▶ _Problem to work on_
Starting at the first line of the data below, write out each line exactly until you reach the line containing "const sample = 'Everyone", and include that line too.

(Excerpt from a dataset)
★ ★ ★ ★
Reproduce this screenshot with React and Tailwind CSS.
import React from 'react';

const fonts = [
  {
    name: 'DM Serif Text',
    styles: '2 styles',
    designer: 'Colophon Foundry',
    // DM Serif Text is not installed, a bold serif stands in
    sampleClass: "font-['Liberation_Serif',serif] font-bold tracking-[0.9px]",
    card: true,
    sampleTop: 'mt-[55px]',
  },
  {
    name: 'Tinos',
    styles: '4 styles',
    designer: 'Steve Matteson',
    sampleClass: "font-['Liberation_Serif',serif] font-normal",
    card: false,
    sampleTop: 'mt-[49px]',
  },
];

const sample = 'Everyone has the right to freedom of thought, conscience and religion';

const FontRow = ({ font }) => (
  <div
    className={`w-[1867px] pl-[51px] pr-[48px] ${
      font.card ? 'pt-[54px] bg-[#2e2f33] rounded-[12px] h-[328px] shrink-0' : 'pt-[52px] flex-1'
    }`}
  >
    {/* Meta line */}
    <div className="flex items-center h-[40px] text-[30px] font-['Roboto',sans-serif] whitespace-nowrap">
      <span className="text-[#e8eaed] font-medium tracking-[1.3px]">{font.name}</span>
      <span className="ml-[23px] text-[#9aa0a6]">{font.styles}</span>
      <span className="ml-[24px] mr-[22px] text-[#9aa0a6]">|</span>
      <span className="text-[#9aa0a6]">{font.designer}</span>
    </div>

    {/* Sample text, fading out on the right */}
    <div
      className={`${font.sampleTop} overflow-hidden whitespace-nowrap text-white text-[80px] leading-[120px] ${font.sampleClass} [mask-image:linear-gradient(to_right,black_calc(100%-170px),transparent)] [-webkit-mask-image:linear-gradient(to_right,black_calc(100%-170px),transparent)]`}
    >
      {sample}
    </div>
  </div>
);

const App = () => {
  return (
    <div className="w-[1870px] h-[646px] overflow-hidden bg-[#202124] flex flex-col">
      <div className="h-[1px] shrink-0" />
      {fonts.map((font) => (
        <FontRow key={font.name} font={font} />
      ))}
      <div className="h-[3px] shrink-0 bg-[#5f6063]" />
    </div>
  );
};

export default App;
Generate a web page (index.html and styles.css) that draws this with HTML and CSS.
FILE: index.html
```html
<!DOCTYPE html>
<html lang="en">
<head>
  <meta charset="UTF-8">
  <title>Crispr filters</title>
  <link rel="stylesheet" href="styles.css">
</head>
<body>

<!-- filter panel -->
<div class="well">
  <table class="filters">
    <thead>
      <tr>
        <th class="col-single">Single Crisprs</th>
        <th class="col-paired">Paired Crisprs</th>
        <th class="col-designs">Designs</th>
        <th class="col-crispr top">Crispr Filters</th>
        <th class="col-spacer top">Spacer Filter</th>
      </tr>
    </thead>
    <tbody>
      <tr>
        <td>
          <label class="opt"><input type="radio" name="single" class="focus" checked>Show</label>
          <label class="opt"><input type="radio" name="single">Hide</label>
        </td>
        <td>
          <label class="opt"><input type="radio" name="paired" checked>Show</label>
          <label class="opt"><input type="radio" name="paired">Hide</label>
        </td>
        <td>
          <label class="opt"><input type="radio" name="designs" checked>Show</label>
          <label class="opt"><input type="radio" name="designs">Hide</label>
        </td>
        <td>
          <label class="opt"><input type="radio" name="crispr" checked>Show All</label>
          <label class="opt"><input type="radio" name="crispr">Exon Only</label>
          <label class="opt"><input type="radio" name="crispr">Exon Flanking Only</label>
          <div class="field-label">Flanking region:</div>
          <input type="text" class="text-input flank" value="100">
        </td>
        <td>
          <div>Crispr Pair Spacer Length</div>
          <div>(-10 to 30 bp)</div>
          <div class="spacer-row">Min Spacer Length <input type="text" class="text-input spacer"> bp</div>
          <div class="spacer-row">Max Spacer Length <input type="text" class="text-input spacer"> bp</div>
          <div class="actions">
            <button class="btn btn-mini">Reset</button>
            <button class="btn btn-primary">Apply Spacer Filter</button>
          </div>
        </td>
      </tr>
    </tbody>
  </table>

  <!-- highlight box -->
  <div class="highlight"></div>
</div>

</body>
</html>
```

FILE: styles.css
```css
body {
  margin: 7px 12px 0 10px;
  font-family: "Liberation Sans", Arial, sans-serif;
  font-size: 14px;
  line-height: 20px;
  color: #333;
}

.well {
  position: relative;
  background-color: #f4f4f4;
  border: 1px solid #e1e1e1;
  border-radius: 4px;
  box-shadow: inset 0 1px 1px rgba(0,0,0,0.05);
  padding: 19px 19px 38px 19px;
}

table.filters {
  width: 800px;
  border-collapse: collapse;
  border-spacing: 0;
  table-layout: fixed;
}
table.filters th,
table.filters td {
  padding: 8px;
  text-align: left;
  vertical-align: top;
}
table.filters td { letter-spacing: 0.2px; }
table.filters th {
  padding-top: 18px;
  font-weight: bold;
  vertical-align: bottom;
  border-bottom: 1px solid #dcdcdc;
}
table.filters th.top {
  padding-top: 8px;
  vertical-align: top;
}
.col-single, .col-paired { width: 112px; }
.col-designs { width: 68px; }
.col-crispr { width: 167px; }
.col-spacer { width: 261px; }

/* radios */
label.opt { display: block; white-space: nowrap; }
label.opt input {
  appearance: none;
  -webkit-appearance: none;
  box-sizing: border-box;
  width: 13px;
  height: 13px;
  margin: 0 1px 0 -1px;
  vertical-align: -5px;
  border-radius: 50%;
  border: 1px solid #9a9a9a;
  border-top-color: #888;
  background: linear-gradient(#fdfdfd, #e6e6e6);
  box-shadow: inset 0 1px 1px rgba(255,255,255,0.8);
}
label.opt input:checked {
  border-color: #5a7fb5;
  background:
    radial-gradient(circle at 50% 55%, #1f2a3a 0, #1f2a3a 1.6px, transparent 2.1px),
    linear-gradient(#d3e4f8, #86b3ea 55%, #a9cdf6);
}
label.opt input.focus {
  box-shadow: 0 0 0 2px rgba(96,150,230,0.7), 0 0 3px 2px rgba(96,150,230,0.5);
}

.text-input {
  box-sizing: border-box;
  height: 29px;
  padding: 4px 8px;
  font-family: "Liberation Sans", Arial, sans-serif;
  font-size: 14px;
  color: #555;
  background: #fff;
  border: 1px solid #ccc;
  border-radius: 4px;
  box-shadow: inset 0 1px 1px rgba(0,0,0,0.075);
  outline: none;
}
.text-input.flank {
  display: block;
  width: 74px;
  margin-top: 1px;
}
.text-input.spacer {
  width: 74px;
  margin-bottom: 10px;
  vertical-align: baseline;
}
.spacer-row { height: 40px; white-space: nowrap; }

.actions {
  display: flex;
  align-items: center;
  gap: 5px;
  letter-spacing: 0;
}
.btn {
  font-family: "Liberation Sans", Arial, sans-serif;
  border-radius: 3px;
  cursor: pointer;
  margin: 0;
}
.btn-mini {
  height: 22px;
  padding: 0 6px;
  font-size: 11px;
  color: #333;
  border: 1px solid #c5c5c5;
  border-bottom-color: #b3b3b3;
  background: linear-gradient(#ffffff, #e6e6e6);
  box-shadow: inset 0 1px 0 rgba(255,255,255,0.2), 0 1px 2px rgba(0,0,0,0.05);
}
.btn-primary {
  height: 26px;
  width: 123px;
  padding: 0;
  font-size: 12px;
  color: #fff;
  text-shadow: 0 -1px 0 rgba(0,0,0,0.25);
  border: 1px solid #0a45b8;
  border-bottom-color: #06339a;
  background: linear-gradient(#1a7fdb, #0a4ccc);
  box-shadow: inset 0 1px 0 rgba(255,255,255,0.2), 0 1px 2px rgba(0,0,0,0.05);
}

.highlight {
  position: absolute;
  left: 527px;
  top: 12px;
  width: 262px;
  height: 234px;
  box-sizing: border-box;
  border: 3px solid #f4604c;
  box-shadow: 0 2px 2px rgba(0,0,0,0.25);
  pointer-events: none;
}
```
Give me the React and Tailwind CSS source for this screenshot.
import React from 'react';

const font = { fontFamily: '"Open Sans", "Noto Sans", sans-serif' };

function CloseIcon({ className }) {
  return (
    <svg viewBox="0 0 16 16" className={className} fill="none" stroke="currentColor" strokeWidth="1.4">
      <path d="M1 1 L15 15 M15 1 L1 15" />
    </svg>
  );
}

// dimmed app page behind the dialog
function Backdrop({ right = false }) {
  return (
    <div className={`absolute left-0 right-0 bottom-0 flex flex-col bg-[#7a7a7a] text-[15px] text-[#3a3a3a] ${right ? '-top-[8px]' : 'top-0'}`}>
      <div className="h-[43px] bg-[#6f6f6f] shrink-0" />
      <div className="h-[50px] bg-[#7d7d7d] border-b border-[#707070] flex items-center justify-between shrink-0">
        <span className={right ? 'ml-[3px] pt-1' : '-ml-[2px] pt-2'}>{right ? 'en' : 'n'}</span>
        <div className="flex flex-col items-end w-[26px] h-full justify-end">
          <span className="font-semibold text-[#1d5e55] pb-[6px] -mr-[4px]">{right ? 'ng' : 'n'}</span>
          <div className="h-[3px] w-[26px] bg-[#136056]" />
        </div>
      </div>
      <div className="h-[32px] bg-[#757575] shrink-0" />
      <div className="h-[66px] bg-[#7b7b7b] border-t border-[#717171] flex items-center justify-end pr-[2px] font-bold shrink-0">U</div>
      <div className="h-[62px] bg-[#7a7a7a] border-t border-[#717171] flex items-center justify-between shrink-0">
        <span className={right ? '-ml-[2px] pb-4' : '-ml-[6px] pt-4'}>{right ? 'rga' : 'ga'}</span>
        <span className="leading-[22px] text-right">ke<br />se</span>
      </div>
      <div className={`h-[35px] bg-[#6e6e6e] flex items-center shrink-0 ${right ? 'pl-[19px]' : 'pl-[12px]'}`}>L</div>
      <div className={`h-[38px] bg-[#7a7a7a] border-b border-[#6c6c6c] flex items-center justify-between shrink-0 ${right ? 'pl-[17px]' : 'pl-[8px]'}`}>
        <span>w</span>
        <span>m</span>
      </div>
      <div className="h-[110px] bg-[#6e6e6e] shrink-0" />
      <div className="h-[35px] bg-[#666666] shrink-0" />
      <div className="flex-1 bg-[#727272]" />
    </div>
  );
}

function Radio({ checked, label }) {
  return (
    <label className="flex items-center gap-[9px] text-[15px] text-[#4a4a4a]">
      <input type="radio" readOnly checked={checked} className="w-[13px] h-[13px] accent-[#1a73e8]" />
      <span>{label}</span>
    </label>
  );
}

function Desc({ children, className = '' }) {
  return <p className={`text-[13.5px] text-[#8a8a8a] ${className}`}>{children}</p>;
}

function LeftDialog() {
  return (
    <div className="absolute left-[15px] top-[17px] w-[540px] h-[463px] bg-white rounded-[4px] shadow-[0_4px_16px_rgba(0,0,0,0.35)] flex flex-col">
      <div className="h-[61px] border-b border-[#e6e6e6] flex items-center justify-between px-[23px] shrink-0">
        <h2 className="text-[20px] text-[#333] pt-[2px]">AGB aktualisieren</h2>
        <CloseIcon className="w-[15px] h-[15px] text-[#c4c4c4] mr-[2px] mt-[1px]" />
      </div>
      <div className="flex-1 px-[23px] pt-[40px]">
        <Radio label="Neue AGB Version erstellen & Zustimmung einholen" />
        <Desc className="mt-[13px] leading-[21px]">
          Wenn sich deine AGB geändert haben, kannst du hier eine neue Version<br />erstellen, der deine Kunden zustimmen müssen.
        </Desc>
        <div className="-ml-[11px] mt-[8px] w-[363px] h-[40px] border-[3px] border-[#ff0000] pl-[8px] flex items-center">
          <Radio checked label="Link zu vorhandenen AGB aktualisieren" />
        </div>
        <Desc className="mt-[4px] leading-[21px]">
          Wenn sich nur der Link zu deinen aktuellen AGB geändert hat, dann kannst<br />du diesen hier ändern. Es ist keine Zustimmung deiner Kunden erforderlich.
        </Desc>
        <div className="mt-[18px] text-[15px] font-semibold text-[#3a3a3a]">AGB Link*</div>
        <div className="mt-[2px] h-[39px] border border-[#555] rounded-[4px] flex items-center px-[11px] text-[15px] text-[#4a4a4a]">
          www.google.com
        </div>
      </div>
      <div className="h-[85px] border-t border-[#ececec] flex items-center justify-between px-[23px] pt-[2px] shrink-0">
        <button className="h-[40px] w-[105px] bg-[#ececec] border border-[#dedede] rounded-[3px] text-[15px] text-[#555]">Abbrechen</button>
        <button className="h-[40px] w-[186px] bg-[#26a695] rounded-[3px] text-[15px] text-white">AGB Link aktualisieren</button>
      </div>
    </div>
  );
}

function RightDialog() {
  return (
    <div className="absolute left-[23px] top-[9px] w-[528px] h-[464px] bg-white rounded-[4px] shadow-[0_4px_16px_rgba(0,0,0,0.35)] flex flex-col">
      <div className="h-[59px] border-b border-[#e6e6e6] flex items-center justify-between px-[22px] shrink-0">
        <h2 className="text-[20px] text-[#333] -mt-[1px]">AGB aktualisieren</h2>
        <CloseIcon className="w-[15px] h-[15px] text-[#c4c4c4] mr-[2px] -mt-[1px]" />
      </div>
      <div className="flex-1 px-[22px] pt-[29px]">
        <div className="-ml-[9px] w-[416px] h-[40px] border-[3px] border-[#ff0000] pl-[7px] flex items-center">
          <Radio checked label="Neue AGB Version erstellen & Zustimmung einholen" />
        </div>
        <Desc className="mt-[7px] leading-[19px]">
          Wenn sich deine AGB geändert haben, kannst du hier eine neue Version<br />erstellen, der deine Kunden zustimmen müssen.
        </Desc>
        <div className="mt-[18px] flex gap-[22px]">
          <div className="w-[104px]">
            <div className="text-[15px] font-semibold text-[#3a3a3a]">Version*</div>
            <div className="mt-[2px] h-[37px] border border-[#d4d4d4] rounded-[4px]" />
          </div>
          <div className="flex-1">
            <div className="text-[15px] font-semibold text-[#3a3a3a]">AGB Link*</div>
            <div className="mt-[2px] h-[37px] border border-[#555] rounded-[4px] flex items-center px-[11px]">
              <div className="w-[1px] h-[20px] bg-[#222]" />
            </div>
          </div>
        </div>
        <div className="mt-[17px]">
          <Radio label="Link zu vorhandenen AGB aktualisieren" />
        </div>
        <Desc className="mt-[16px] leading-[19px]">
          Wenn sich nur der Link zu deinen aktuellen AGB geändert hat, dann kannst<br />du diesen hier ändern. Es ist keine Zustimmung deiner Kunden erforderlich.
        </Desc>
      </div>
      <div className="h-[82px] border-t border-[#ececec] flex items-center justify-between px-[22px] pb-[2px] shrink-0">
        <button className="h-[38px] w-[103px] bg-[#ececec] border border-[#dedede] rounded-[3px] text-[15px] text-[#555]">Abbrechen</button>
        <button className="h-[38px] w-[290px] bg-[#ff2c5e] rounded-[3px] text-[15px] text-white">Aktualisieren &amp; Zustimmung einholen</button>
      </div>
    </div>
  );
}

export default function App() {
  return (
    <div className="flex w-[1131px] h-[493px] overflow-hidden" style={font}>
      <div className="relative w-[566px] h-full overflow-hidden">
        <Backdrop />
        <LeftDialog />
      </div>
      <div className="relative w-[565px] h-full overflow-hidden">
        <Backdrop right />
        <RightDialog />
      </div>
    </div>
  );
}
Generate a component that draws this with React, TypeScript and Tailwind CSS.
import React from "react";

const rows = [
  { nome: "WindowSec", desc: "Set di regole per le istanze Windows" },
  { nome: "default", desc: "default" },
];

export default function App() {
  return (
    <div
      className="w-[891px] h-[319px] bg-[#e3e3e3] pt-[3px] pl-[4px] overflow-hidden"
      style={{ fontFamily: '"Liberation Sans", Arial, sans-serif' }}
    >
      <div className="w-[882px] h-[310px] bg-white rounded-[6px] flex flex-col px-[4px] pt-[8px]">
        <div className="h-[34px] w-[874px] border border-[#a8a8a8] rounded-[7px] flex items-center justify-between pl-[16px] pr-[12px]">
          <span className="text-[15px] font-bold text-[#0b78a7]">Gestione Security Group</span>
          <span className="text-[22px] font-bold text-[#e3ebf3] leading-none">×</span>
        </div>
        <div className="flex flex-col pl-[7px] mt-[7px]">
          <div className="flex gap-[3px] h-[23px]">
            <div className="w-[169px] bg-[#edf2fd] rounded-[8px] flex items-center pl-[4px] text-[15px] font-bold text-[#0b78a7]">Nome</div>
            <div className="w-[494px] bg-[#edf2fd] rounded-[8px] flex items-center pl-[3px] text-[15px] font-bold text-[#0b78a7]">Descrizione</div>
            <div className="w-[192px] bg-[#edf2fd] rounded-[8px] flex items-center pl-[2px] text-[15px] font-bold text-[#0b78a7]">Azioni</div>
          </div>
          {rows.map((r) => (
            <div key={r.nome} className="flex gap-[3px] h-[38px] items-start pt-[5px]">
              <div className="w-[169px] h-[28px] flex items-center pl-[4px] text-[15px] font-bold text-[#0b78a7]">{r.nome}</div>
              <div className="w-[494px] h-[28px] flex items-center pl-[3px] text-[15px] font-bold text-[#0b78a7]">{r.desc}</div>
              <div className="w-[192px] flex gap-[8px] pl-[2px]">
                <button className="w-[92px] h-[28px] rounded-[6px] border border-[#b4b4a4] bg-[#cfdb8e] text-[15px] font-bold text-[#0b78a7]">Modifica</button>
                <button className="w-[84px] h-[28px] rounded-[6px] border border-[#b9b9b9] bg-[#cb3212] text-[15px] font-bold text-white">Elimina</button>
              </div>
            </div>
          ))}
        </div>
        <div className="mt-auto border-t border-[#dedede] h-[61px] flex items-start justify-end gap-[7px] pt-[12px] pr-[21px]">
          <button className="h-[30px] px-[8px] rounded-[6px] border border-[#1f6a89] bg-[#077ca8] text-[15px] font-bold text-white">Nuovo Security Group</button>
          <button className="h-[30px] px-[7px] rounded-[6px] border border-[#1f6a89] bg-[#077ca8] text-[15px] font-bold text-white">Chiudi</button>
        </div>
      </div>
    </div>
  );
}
★ ★ ★ ★
▶ _Expected answer_
Reproduce this screenshot with React and Tailwind CSS.
import React from 'react';

const fonts = [
  {
    name: 'DM Serif Text',
    styles: '2 styles',
    designer: 'Colophon Foundry',
    // DM Serif Text is not installed, a bold serif stands in
    sampleClass: "font-['Liberation_Serif',serif] font-bold tracking-[0.9px]",
    card: true,
    sampleTop: 'mt-[55px]',
  },
  {
    name: 'Tinos',
    styles: '4 styles',
    designer: 'Steve Matteson',
    sampleClass: "font-['Liberation_Serif',serif] font-normal",
    card: false,
    sampleTop: 'mt-[49px]',
  },
];

const sample = 'Everyone has the right to freedom of thought, conscience and religion';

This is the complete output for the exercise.